The Legislative Analyst’s Office published a report on Monday praising Gov. Jerry Brown’s proposed state budget for its fiscal restraint but also raising concerns about the governor’s plans for higher education.
Brown’s statements last week that California is finally “in the black” could indicate a change in fiscal health that has eluded the University of California in recent years, but the Legislative Analyst’s Office remains skeptical about Brown’s proposals — among them an expected freeze on tuition hikes and fees for the next four years.
Introduced on Jan. 10, the proposed budget grants both the UC and CSU systems a $125 million funding increase for the 2013-14 year. Both will also receive an additional $125 million from last year’s budget — money they were promised in exchange for not increasing tuition in the 2012-13 academic year. The budget expands funding to California higher education for the first time in recent years.
The office warned against Brown’s plan to maintain tuition hikes and fees at their current rates for the next four years. Maintaining tuition at its current level was a major reason many UC and CSU students advocated for Prop. 30, the November tax initiative that prevented a $250 million midyear budget cut to the UC system. However, a four-year freeze could lead to even steeper increases down the line, according to the report.
“It’s great for students that they are projecting a four-year freeze,” said ASUC External Affairs Vice President Shahryar Abbasi. “We hope that the revenues for this will materialize, but a two-year freeze is more likely.”
Abbasi said that students and families would be better able to manage tuition increases if they came as minor, planned increases, in comparison to the drastic hikes of recent years.

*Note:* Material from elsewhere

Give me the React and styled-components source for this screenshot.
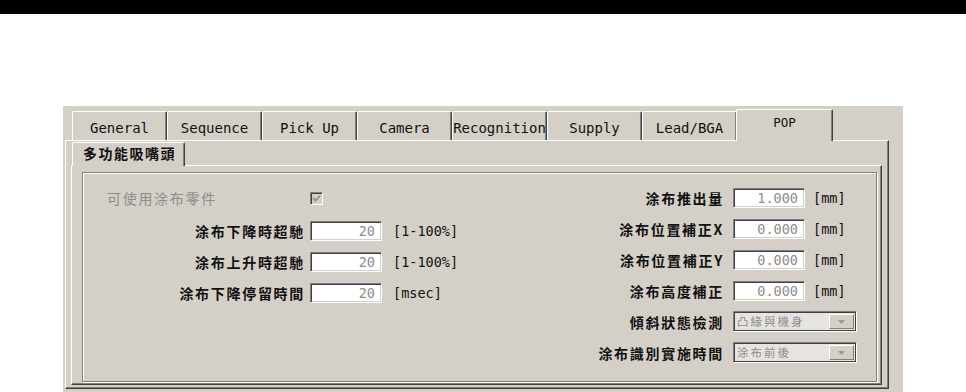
import React from "react";
import styled, { createGlobalStyle } from "styled-components";

const GlobalStyle = createGlobalStyle`
  html, body {
    margin: 0;
    padding: 0;
    background: #ffffff;
    overflow: hidden;
  }
  body {
    font-family: "Noto Sans CJK TC", "Noto Sans", sans-serif;
  }
`;

const CJK = `"Noto Sans CJK TC", "Noto Sans CJK JP", sans-serif`;
const MONO = `"DejaVu Sans Mono", "Liberation Mono", monospace`;

const tabs = [
  "General",
  "Sequence",
  "Pick Up",
  "Camera",
  "Recognition",
  "Supply",
  "Lead/BGA",
  "POP",
];

const leftRows = [
  { label: "涂布下降時超馳", value: "20", unit: "[1-100%]" },
  { label: "涂布上升時超馳", value: "20", unit: "[1-100%]" },
  { label: "涂布下降停留時間", value: "20", unit: "[msec]" },
];

const rightRows = [
  { label: "涂布推出量", value: "1.000", unit: "[mm]" },
  { label: "涂布位置補正X", value: "0.000", unit: "[mm]" },
  { label: "涂布位置補正Y", value: "0.000", unit: "[mm]" },
  { label: "涂布高度補正", value: "0.000", unit: "[mm]" },
  { label: "傾斜狀態檢測", combo: "凸緣與機身" },
  { label: "涂布識別實施時間", combo: "涂布前後" },
];

export default function App() {
  return (
    <>
      <GlobalStyle />
      <TopBar />
      <Window>
        <TabControl>
          <TabRow>
            {tabs.map((t) => (
              <Tab key={t} $active={t === "POP"}>
                {t}
              </Tab>
            ))}
          </TabRow>
          <TabBody>
            <SubTabRow>
              <SubTab>多功能吸嘴頭</SubTab>
            </SubTabRow>
            <SubBody>
              <GroupBox>
                <LeftGrid>
                  <DisabledLabel>可使用涂布零件</DisabledLabel>
                  <CheckBox>
                    <svg width="9" height="9" viewBox="0 0 9 9">
                      <path
                        d="M1 4 L3.5 6.5 L8 2"
                        fill="none"
                        stroke="#8a8a8a"
                        strokeWidth="1.6"
                      />
                    </svg>
                  </CheckBox>
                  <span />
                  {leftRows.map((r) => (
                    <React.Fragment key={r.label}>
                      <Label>{r.label}</Label>
                      <Field>{r.value}</Field>
                      <Unit $left>{r.unit}</Unit>
                    </React.Fragment>
                  ))}
                </LeftGrid>
                <RightGrid>
                  {rightRows.map((r) => (
                    <React.Fragment key={r.label}>
                      <Label>{r.label}</Label>
                      {r.combo ? (
                        <Combo>
                          <ComboText>{r.combo}</ComboText>
                          <ComboButton>
                            <svg width="7" height="4" viewBox="0 0 7 4">
                              <path d="M0 0 H7 L3.5 4 Z" fill="#9a9a9a" />
                            </svg>
                          </ComboButton>
                        </Combo>
                      ) : (
                        <>
                          <Field>{r.value}</Field>
                          <Unit>{r.unit}</Unit>
                        </>
                      )}
                    </React.Fragment>
                  ))}
                </RightGrid>
              </GroupBox>
            </SubBody>
          </TabBody>
        </TabControl>
      </Window>
    </>
  );
}

const TopBar = styled.div`
  height: 14px;
  background: #000000;
`;

const Window = styled.div`
  box-sizing: border-box;
  margin: 92px 0 0 63px;
  width: 840px;
  height: 286px;
  background: #d4d0c8;
  padding: 3px 0 0 2px;
`;

const TabControl = styled.div`
  width: 824px;
`;

const TabRow = styled.div`
  display: flex;
  align-items: flex-end;
  height: 31px;
  padding-left: 7px;
`;

const Tab = styled.div`
  box-sizing: border-box;
  position: relative;
  z-index: ${(p) => (p.$active ? 2 : 0)};
  width: ${(p) => (p.$active ? 97 : 95)}px;
  height: ${(p) => (p.$active ? 32 : 29)}px;
  margin: ${(p) => (p.$active ? "0 -1px -1px -1px" : "0")};
  padding-top: ${(p) => (p.$active ? 5 : 8)}px;
  background: #d4d0c8;
  border-top: 1px solid #ffffff;
  border-left: 1px solid #ffffff;
  border-right: 1px solid #404040;
  box-shadow: inset -1px 0 0 #808080;
  border-radius: 2px 2px 0 0;
  font-family: ${MONO};
  font-size: ${(p) => (p.$active ? 12.5 : 14)}px;
  line-height: 16px;
  color: #111111;
  text-align: center;
  white-space: nowrap;
`;

const TabBody = styled.div`
  box-sizing: border-box;
  height: 249px;
  border-top: 1px solid #ffffff;
  border-left: 1px solid #ffffff;
  border-right: 1px solid #404040;
  border-bottom: 1px solid #404040;
  box-shadow: inset -1px -1px 0 #808080;
  padding: 1px 0 0 5px;
`;

const SubTabRow = styled.div`
  display: flex;
  align-items: flex-end;
  height: 23px;
  padding-left: 1px;
`;

const SubTab = styled.div`
  box-sizing: border-box;
  position: relative;
  z-index: 2;
  height: 24px;
  margin-bottom: -1px;
  width: 113px;
  padding-left: 10px;
  background: #d4d0c8;
  border-top: 1px solid #ffffff;
  border-left: 1px solid #ffffff;
  border-right: 1px solid #404040;
  box-shadow: inset -1px 0 0 #808080;
  border-radius: 2px 2px 0 0;
  font-family: ${CJK};
  font-weight: 700;
  font-size: 14px;
  letter-spacing: 1.5px;
  line-height: 21px;
  color: #111111;
  white-space: nowrap;
`;

const SubBody = styled.div`
  box-sizing: border-box;
  width: 811px;
  height: 220px;
  border-top: 1px solid #ffffff;
  border-left: 1px solid #ffffff;
  border-right: 1px solid #404040;
  border-bottom: 1px solid #404040;
  box-shadow: inset -1px -1px 0 #808080;
  padding: 6px 0 0 10px;
`;

const GroupBox = styled.div`
  box-sizing: border-box;
  width: 795px;
  height: 210px;
  border: 1px solid #808080;
  box-shadow: inset 1px 1px 0 #ffffff, 1px 1px 0 #ffffff;
  display: flex;
  justify-content: space-between;
  padding: 0 19px 0 24px;
`;

const LeftGrid = styled.div`
  display: grid;
  grid-template-columns: 199px 72px auto;
  grid-template-rows: 34px 31px 31px 31px;
  column-gap: 4px;
  align-items: center;
  align-content: start;
  padding-top: 8px;
`;

const RightGrid = styled.div`
  display: grid;
  grid-template-columns: auto 72px 44px;
  grid-auto-rows: 31px;
  column-gap: 8px;
  align-items: center;
  align-content: start;
  padding-top: 9px;
`;

const Label = styled.div`
  font-family: ${CJK};
  font-weight: 700;
  font-size: 14px;
  letter-spacing: 1.7px;
  line-height: 1;
  color: #111111;
  text-align: right;
  white-space: nowrap;
  margin-right: 1px;
`;

const DisabledLabel = styled(Label)`
  font-weight: 400;
  color: #8c8c8c;
  text-align: left;
`;

const CheckBox = styled.div`
  box-sizing: border-box;
  width: 13px;
  height: 13px;
  display: flex;
  align-items: center;
  justify-content: center;
  background: #d4d0c8;
  border-top: 1px solid #808080;
  border-left: 1px solid #808080;
  border-right: 1px solid #ffffff;
  border-bottom: 1px solid #ffffff;
  box-shadow: inset 1px 1px 0 #404040;
`;

const Field = styled.div`
  box-sizing: border-box;
  width: 72px;
  height: 20px;
  background: #ffffff;
  border-top: 1px solid #808080;
  border-left: 1px solid #808080;
  border-right: 1px solid #ffffff;
  border-bottom: 1px solid #ffffff;
  box-shadow: inset 1px 1px 0 #404040, inset -1px -1px 0 #d4d0c8;
  padding-right: 6px;
  font-family: ${MONO};
  font-size: 13.5px;
  line-height: 18px;
  color: #8c8c8c;
  text-align: right;
`;

const Unit = styled.div`
  margin-left: ${(p) => (p.$left ? 7 : 0)}px;
  padding-top: 2px;
  font-family: ${MONO};
  font-size: 13.5px;
  line-height: 1;
  color: #111111;
  white-space: nowrap;
`;

const Combo = styled.div`
  grid-column: span 2;
  box-sizing: border-box;
  width: 124px;
  height: 21px;
  display: flex;
  align-items: center;
  justify-content: space-between;
  background: #e6e4df;
  border-top: 1px solid #808080;
  border-left: 1px solid #808080;
  border-right: 1px solid #ffffff;
  border-bottom: 1px solid #ffffff;
  box-shadow: inset 1px 1px 0 #404040, inset -1px -1px 0 #404040;
  padding: 0 2px 0 3px;
`;

const ComboText = styled.span`
  font-family: ${CJK};
  font-size: 11.5px;
  letter-spacing: 2px;
  line-height: 1;
  color: #8c8c8c;
  white-space: nowrap;
`;

const ComboButton = styled.div`
  box-sizing: border-box;
  width: 25px;
  height: 15px;
  display: flex;
  align-items: center;
  justify-content: center;
  background: #d4d0c8;
  border-top: 1px solid #ffffff;
  border-left: 1px solid #ffffff;
  border-right: 1px solid #808080;
  border-bottom: 1px solid #808080;
`;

Within the balanced budget — a feat Brown credits in part to the passage of Prop. 30 — the governor focuses on increasing graduation rates and maintaining the cost of public education. Although in support of Brown’s objectives, the Legislative Analyst’s Office reported concerns that nonspecific allocation of funds could lead to wasted state dollars and unmet goals.
“Though the Governor enumerates several performance expectations for the universities like improving graduation and transfer rates, his plan includes no clear way to hold the segments accountable for meeting these expectations,” the report states.
The report also expressed concern about the budget’s allocation of nearly $200 million in general funds to the community college system.
“Over the past few years, the Legislature has enacted several pieces of legislation specifying a number of priorities it desires to fund once new CCC resources become available,” the report states. “In allowing the CCC system to make its own spending decisions for the proposed base increase, the Legislature would lose assurance that the state’s highest CCC priorities would be addressed.”
Beyond increasing general funding, Brown’s proposed budget calls for various efforts to more efficiently cycle students through the school system and to reduce education costs for both students and the state.
“The goal is to provide our students with a solid and affordable education,” Brown wrote in an address to the California Legislature. “It challenges the leaders of our education system to do better by our students by deploying their teaching resources more effectively.”
These plans include allocating $10 million to the CSU and UC systems, respectively, and $16.9 to community colleges for online education and capping the number of units students can take under state-subsidized tuition — a proposal the report said merits the Legislature’s consideration.
Brown will now have to convince the Legislature that his plans for higher education and the state merit passage. The budget will be finalized in June, and the 2013-14 fiscal year begins July 1.